The Dirties is a riveting, provocative and bold film made for very little by some very daring people and it brings to light just how bad we can be to each other at our most sensitive and volatile ages.  At a time when school shootings are the source of incredibly heart-breaking frustration, The Dirties offers a no-nonsense view on the matter that feels just too damn important.

 

Mind Blown: Dennis Rodman’s Big Bang in Pyongyang

Every now and then I will come across a work, either a play, a film, or in this case a documentary, that fascinates the hell out of me. If it’s something that I don’t think is too well known, and I feel compelled to share it with you all, then I’ll do my best to convey why you must go and see it ASAP.  So, without further ado, I present to you my first “mind blown…” Dennis Rodman’s Big Bang in Pyongyang on Showtime.

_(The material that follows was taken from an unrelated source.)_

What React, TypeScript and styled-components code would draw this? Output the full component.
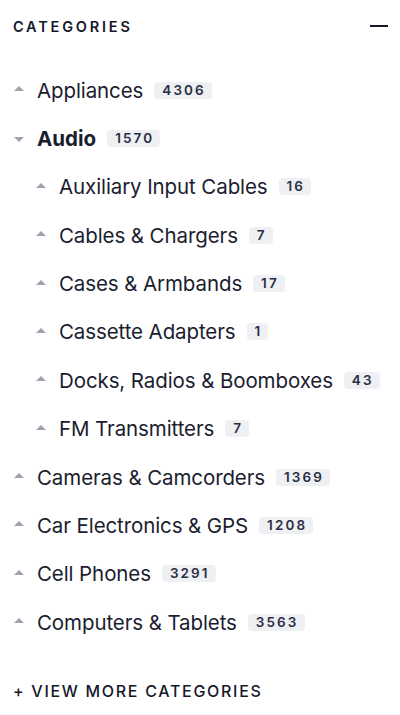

I have always been intrigued by the whole North Korean situation and the complete mess of reports as to the actual state of things inside the country There is the government’s propagandized images of life in North Korea, making it look like a rich, bustling country.  And then there is actual footage that has been smuggled out, revealing the disparate nature of its starving citizens outside of the capital. Unjust executions, threats of nuclear war, and all centered around a boyish, pudgy dictator who couldn’t look less threatening.  It’s all stranger than fiction.

Enter Dennis Rodman. Yea…what? While he is the embodiment of strange, what could possibly relate him to one of the most mystifying countries in the world? Well he sort of became buddies with Kim Jong Un, the grand marshal himself.  When you watch the documentary, you’ll learn of the origins of this very odd friendship, but the important part to note is that somewhere along the way, Rodman proposed an exhibition basketball game between North Korea’s best players and some former players of the NBA in honor of Kim’s 31st birthday. Yea…what?

What I want to stress to you is how ridiculously unique the portrait of Dennis Rodman is in this story and how it should not be missed.  At first glance, Rodman seems completely naive, possibly blinded by Kim’s methodical hosting tactics. With lavish getaways complete with jet skiing and fine dining, the grand marshal knows that Rodman is the world’s biggest celebrity to visit his isolated nation, so he gives him the royal treatment in the hopes that Rodman will champion how great of a leader Kim is. But it’s not as if Rodman is politically unaware; he knows that as far as the United States is concerned, he is fraternizing with the enemy.  Rodman keeps repeating the phrase “I just want to open doors,” even through tears of frustration in the wake of death threats and personal strife with friends and family, all because of what he is trying to accomplish.  While he may not be completely tactful in his approach, Rodman is up to something, an idea, which isn’t the worst…there is precedent, after all, in Ping-Pong Diplomacy of 1971.

As the game draws closer, Rodman’s alcoholism comes back to plague him. He becomes confrontational and obnoxious far too frequently for someone who is trying to bridge an infinite chasm between two nations.  He is too out of his mind to coach the teams, he nearly blows a group interview with CNN amidst rumors that the game will be cancelled. But at the end of the day, the game is played. It is very competitive and filled with sportsmanship.  The teams mix up in the second half so as to have both nations play together, a very touching idea of Rodman’s.  Low and behold, after the final whistle, two groups of men, on the brink of war politically, shake hands and high five with nothing but respect for each other.

Should we cut Dennis Rodman some slack? Yea…what?